FOR PURCHASE OF RETAIL LICENSE
The copyright proprietor has licensed the motion picture contained in this DVD, download or stream for private home use only and prohibits any other use, copying, reproduction or performance in public, in whole or in part.

FOR PURCHASE OF EDUCATIONAL LICENSE – PUBLIC PERFORMANCE RIGHTS LICENSE AGREEMENT

Agreement between Generation Revolution LTD. (“GR”) and the Institution named on the Invoice (thereinafter referred to as the “Licensor”) stating the terms that govern the use of this Public Performance Rights License Agreement (“Agreement”), wherein GR grants Licensor and Licensor accepts from GR the limited license to use the Film (s)named on the Invoice (thereinafter referred to as the “Film(s)”) for the life of the relevant DVD copy, in accordance with the following terms and conditions.

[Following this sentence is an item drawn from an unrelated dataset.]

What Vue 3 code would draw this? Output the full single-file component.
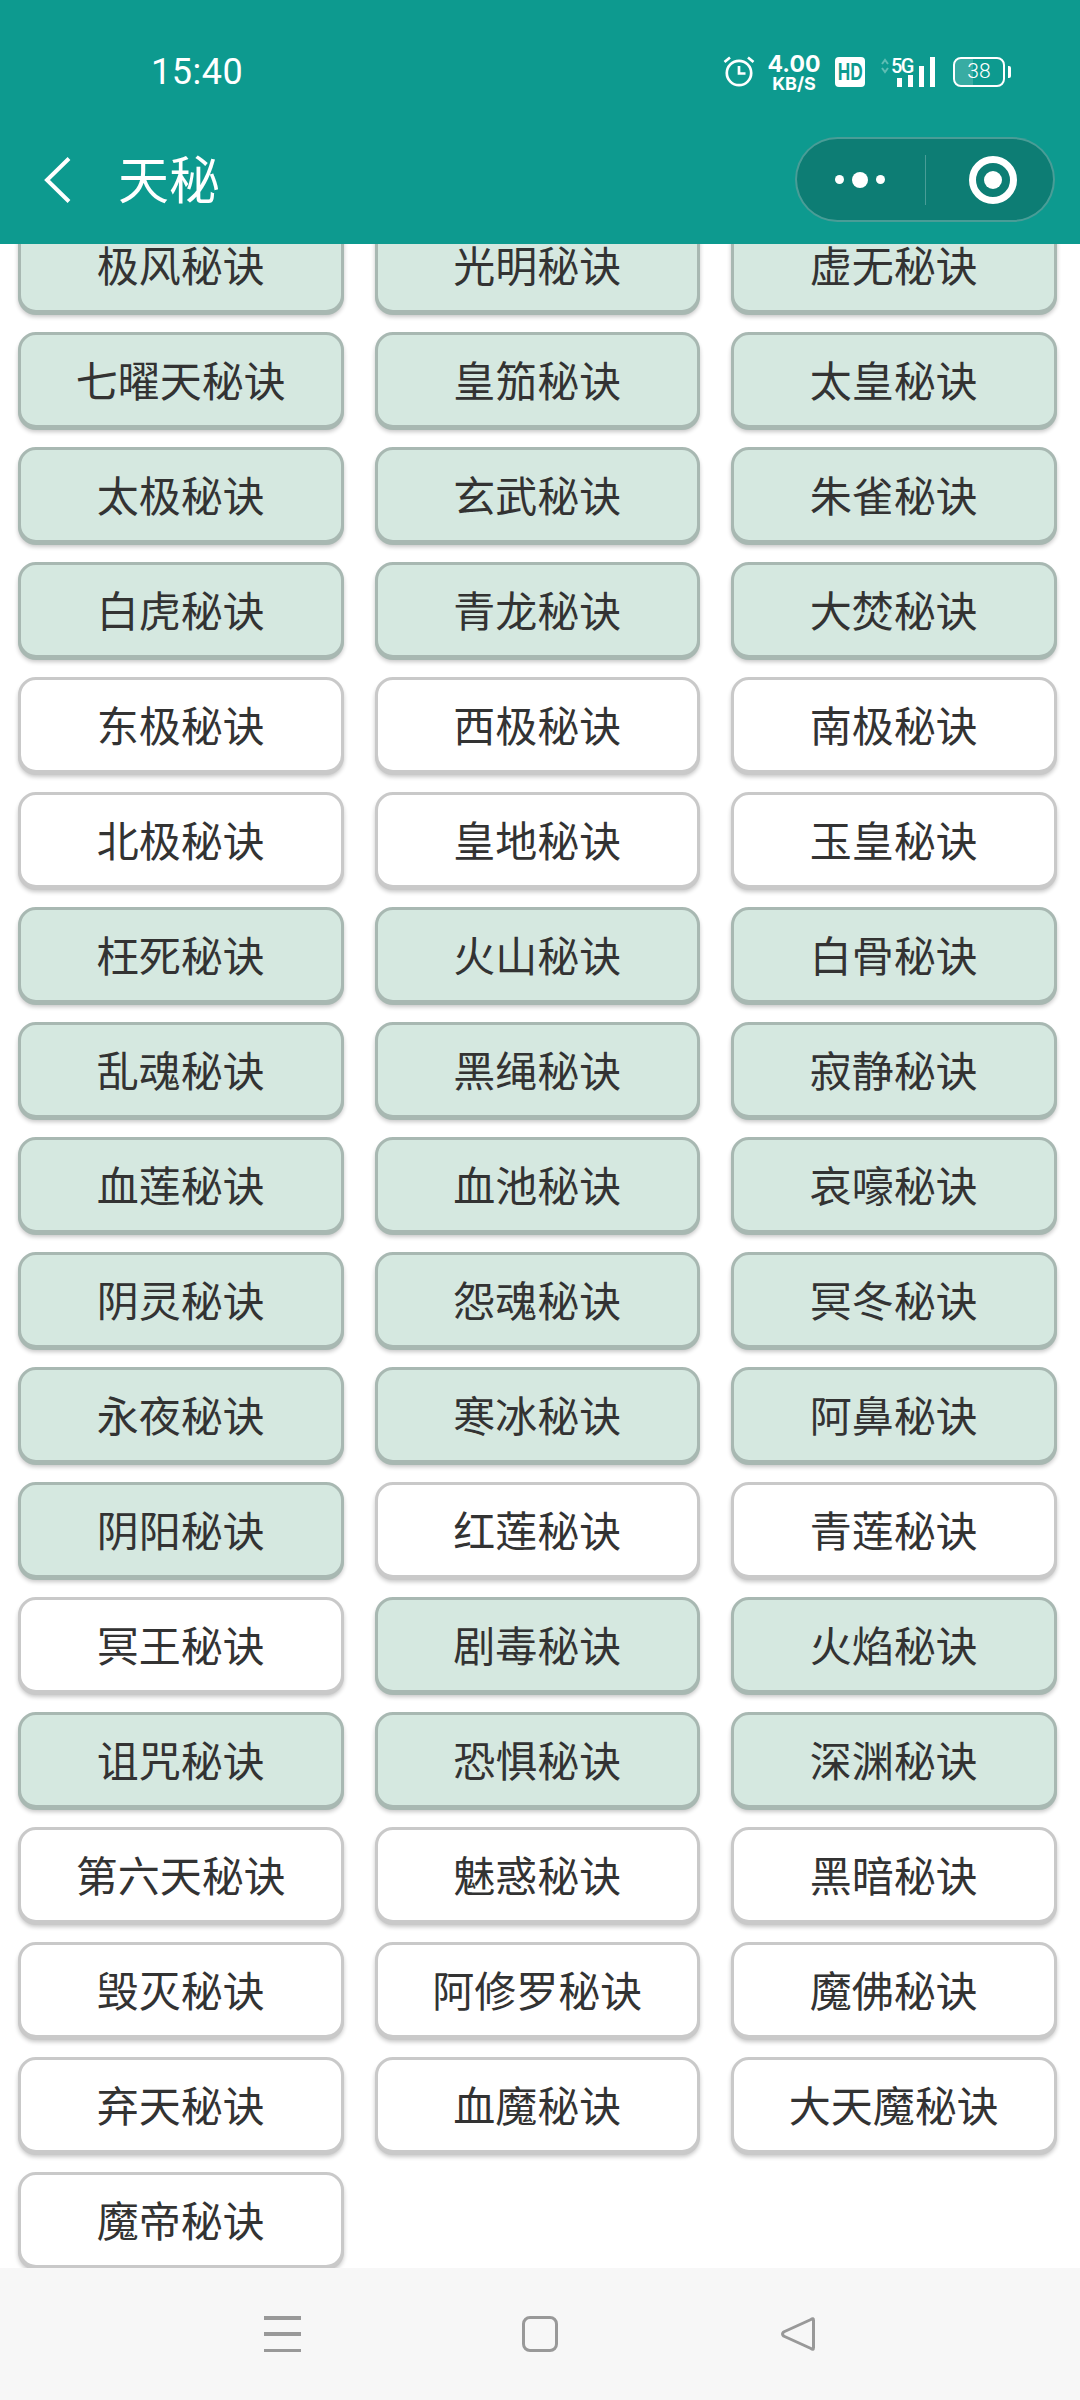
<script setup>
// g = 已学 (green), w = not yet
const rows = [
  ['g', '极风秘诀', '光明秘诀', '虚无秘诀'],
  ['g', '七曜天秘诀', '皇笳秘诀', '太皇秘诀'],
  ['g', '太极秘诀', '玄武秘诀', '朱雀秘诀'],
  ['g', '白虎秘诀', '青龙秘诀', '大焚秘诀'],
  ['w', '东极秘诀', '西极秘诀', '南极秘诀'],
  ['w', '北极秘诀', '皇地秘诀', '玉皇秘诀'],
  ['g', '枉死秘诀', '火山秘诀', '白骨秘诀'],
  ['g', '乱魂秘诀', '黑绳秘诀', '寂静秘诀'],
  ['g', '血莲秘诀', '血池秘诀', '哀嚎秘诀'],
  ['g', '阴灵秘诀', '怨魂秘诀', '冥冬秘诀'],
  ['g', '永夜秘诀', '寒冰秘诀', '阿鼻秘诀'],
  ['gww', '阴阳秘诀', '红莲秘诀', '青莲秘诀'],
  ['wgg', '冥王秘诀', '剧毒秘诀', '火焰秘诀'],
  ['g', '诅咒秘诀', '恐惧秘诀', '深渊秘诀'],
  ['w', '第六天秘诀', '魅惑秘诀', '黑暗秘诀'],
  ['w', '毁灭秘诀', '阿修罗秘诀', '魔佛秘诀'],
  ['w', '弃天秘诀', '血魔秘诀', '大天魔秘诀'],
  ['w', '魔帝秘诀']
];

const items = rows.flatMap((r) => {
  const flags = r[0];
  return r.slice(1).map((name, i) => ({
    name,
    on: (flags[i] || flags[0]) === 'g'
  }));
});
</script>

<template>
  <div class="page">
    <header class="top">
      <div class="status">
        <span class="time">15:40</span>
        <div class="status-right">
          <svg class="alarm" width="32" height="34" viewBox="0 0 32 34" fill="none" stroke="#fff">
            <circle cx="16" cy="19" r="12.2" stroke-width="2.7" />
            <path d="M16 12v7.5h6.5" stroke-width="2.7" />
            <path d="M1.5 8l5.5-4.5M30.5 8L25 3.5" stroke-width="2.7" />
          </svg>
          <div class="speed">
            <span class="speed-num">4.00</span>
            <span class="speed-unit">KB/S</span>
          </div>
          <div class="hd"><span>HD</span></div>
          <div class="signal">
            <svg class="arrows" width="8" height="16" viewBox="0 0 8 16" fill="none" stroke="#5fbdb4" stroke-width="2">
              <path d="M1 6l3-4 3 4M1 10l3 4 3-4" />
            </svg>
            <span class="fiveg">5G</span>
            <svg class="bars" width="39" height="30" viewBox="0 0 39 30" fill="#fff">
              <rect x="0" y="21" width="5" height="9" />
              <rect x="11" y="18" width="5" height="12" />
              <rect x="22" y="9" width="5" height="21" />
              <rect x="33" y="0" width="5" height="30" />
            </svg>
          </div>
          <div class="battery">
            <div class="battery-body">
              <i class="battery-fill"></i>
              <span class="battery-num">38</span>
            </div>
            <i class="battery-tip"></i>
          </div>
        </div>
      </div>

      <div class="bar">
        <svg class="back" width="28" height="46" viewBox="0 0 28 46" fill="none" stroke="#fff" stroke-width="4">
          <path d="M26 1.5L4 23l22 21.5" />
        </svg>
        <span class="title">天秘</span>
        <div class="capsule">
          <div class="cap-left">
            <i class="dot"></i>
            <i class="dot big"></i>
            <i class="dot"></i>
          </div>
          <i class="cap-line"></i>
          <div class="cap-right">
            <svg width="50" height="50" viewBox="0 0 50 50">
              <circle cx="25" cy="25" r="20.5" fill="none" stroke="#fff" stroke-width="7" />
              <circle cx="25" cy="25" r="9" fill="#fff" />
            </svg>
          </div>
        </div>
      </div>
    </header>

    <main class="list">
      <div class="grid">
        <div v-for="item in items" :key="item.name" class="cell" :class="{ on: item.on }">
          {{ item.name }}
        </div>
      </div>
    </main>

    <footer class="nav">
      <div class="nav-menu"><i></i><i></i><i></i></div>
      <div class="nav-home"></div>
      <svg class="nav-back" width="36" height="36" viewBox="0 0 36 36" fill="none" stroke="#999" stroke-width="3" stroke-linejoin="round">
        <path d="M33.5 4.5v27q0 3-2.5 1L3.5 20q-2-2 0-4L31 3.5q2.500-2 2.500 1z" />
      </svg>
    </footer>
  </div>
</template>

<style scoped>
.page {
  width: 1080px;
  height: 2400px;
  display: flex;
  flex-direction: column;
  overflow: hidden;
  background: #fff;
  font-family: "Noto Sans CJK SC", "Noto Sans", sans-serif;
}

/* 顶部 */
.top {
  height: 244px;
  flex: none;
  background: #0d9a8f;
  color: #fff;
}

.status {
  height: 137px;
  box-sizing: border-box;
  padding: 0 69px 0 151px;
  display: flex;
  justify-content: space-between;
  align-items: flex-start;
}

.time {
  margin-top: 50px;
  font-family: Roboto, sans-serif;
  font-size: 36px;
  line-height: 44px;
  letter-spacing: 0.5px;
}

.status-right {
  margin-top: 54px;
  display: flex;
  align-items: flex-start;
}

.speed {
  width: 52px;
  margin: -1px 0 0 13px;
  display: flex;
  flex-direction: column;
  align-items: center;
  font-family: Inter, sans-serif;
  font-weight: 700;
  line-height: 1;
}

.speed-num {
  font-size: 23px;
  line-height: 22px;
}

.speed-unit {
  font-size: 18px;
  line-height: 18px;
}

.hd {
  width: 30px;
  height: 30px;
  margin: 3px 0 0 15px;
  border-radius: 4px;
  background: #fff;
  color: #0d9a8f;
  font-family: "Liberation Sans", sans-serif;
  font-weight: 700;
  font-size: 24px;
  line-height: 30px;
  display: flex;
  justify-content: center;
}

/* letras estrechas como el icono real */
.hd span {
  display: inline-block;
  transform: scaleX(0.72);
}

.signal {
  position: relative;
  width: 56px;
  height: 30px;
  margin: 3px 0 0 15px;
}

.arrows {
  position: absolute;
  left: 1px;
  top: 1px;
}

.fiveg {
  position: absolute;
  left: 11px;
  top: -1px;
  font-family: Roboto, sans-serif;
  font-size: 20px;
  font-weight: 500;
  line-height: 20px;
  letter-spacing: -1.5px;
}

.bars {
  position: absolute;
  left: 17px;
  top: 0;
}

.battery {
  margin: 3px 0 0 17px;
  display: flex;
  align-items: center;
  gap: 3px;
}

.battery-body {
  position: relative;
  width: 52px;
  height: 30px;
  box-sizing: border-box;
  border: 2.5px solid #fff;
  border-radius: 8px;
  text-align: center;
  overflow: hidden;
}

.battery-fill {
  position: absolute;
  left: 0;
  top: 0;
  bottom: 0;
  width: 38%;
  background: rgba(255, 255, 255, 0.18);
}

.battery-num {
  position: relative;
  display: block;
  font-family: Roboto, sans-serif;
  font-weight: 300;
  font-size: 21px;
  line-height: 25px;
}

.battery-tip {
  width: 3px;
  height: 12px;
  background: #fff;
  border-radius: 0 2px 2px 0;
}

.bar {
  height: 107px;
  box-sizing: border-box;
  padding: 0 25px 22px 43px;
  display: flex;
  align-items: center;
}

.back {
  flex: none;
}

.title {
  margin: 0 0 5px 47px;
  font-size: 51px;
  line-height: 60px;
}

.capsule {
  width: 260px;
  height: 85px;
  margin-left: auto;
  box-sizing: border-box;
  border: 2px solid rgba(255, 255, 255, 0.25);
  border-radius: 43px;
  background: #0d7d74;
  display: flex;
  align-items: center;
}

.cap-left {
  width: 126px;
  display: flex;
  justify-content: center;
  align-items: center;
  gap: 8px;
}

.dot {
  width: 9px;
  height: 9px;
  border-radius: 50%;
  background: #fff;
}

.dot.big {
  width: 16px;
  height: 16px;
}

.cap-line {
  width: 1px;
  height: 50px;
  margin-left: 2px;
  background: rgba(255, 255, 255, 0.25);
}

.cap-right {
  flex: 1;
  padding-left: 6px;
  display: flex;
  justify-content: center;
}

.cap-right svg {
  display: block;
}

/* 列表 */
.list {
  flex: 1;
  min-height: 0;
  overflow: hidden;
}

.grid {
  margin-top: -27px;
  padding-left: 18px;
  display: grid;
  grid-template-columns: repeat(3, 325.5px);
  grid-auto-rows: 96px;
  column-gap: 31px;
  row-gap: 19px;
}

.cell {
  box-sizing: border-box;
  padding-bottom: 3px;
  border: 3px solid #c9c9c9;
  border-radius: 18px;
  background: #fff;
  box-shadow: 0 2px 0 #c9c9c9, 0 4px 4px rgba(0, 0, 0, 0.22);
  color: #333;
  font-size: 42px;
  display: flex;
  align-items: center;
  justify-content: center;
}

.cell.on {
  background: #d5e8e0;
  border-color: #a8b8b2;
  box-shadow: 0 2px 0 #a8b8b2, 0 4px 4px rgba(0, 0, 0, 0.22);
}

/* 底部导航 */
.nav {
  height: 132px;
  flex: none;
  position: relative;
  background: #f7f7f7;
}

.nav-menu {
  position: absolute;
  left: 264px;
  top: 48px;
  width: 37px;
  height: 36px;
  display: flex;
  flex-direction: column;
  justify-content: space-between;
}

.nav-menu i {
  height: 3.5px;
  background: #999;
}

.nav-home {
  position: absolute;
  left: 522px;
  top: 48px;
  width: 36px;
  height: 36px;
  box-sizing: border-box;
  border: 3px solid #999;
  border-radius: 8px;
}

.nav-back {
  position: absolute;
  left: 780px;
  top: 48px;
}
</style>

Licensor agrees to the following terms and conditions by accepting delivery of any Film(s) copy.

  1. RIGHTS: GR hereby grants to Licensor the right to: (a) include the Film(s) in Licensor’s public library to its authorized users and/or card-holders for the purposes of research, education, or other non-commercial or non-performance use for student, staff and faculty or any additional authorized users; and/or (b) exhibit the Film(s) in a non-public, non-theatrical, setting. The rights contained herein are non-transferable. Sublicensing, subleasing, duplicating, digitizing, renting, selling or any other act not expressly permitted in this Agreement is prohibited. The Film(s) may not be exhibited to an admission paying audience.
  2. PAYMENTS AND DELIVERY: In accordance with the shipping options provided in the Invoice, GR shall deliver the Film(s) to Licensor in a timely manner (subject to prior payment). The Film(s) shall be deemed in satisfactory condition for exhibition unless Licensor, after inspection thereof notifies GR to the contrary within seven (7) business days of receipt of the Film(s), specifying the nature of the defect. GR shall not be in breach of the Agreement for failure to deliver any of the Film(s)in the designated date and shall not be liable for incidental or consequential damages. Payment shall be made to GR electronically and Licensor acknowledges that delivery to Licensor shall occur only upon actual receipt by GR of payment in full.
  3. LIMITATION OF LIABILITY: In the event that the Film(s) delivered is defective in any way as per Paragraph 2, GR shall be solely liable to replace such Film(s) in a timely manner. GR shall have no other obligations and/or liabilities to Licensor.
  4. DEFAULT: In the event of Licensor’s default hereunder, in addition to other remedies: (a) Licensor shall immediately cease any use of the Film(s); and/or (b) GR may refuse to take any further orders from Licensor and may refuse to make further shipment of Film(s) to Licensor;  and/or (c) Licensor agrees to pay GR damages, costs and expenses (including loss of profits) and any collection costs connected thereto, including the attorney’s fees, and not less than the actual legal costs and attorney’s fees incurred by GR.
  5. ASSIGNMENT: This Agreement shall not be assignable by Licensor.
  6. COMPLETE AGREEMENT: This Agreement constitutes the entire agreement between the parties regarding the matters hereunder. By accepting delivery of the Film(s), Licensor acknowledges that it has read this Agreement, understood its terms and conditions, and has voluntarily accepted its provisions.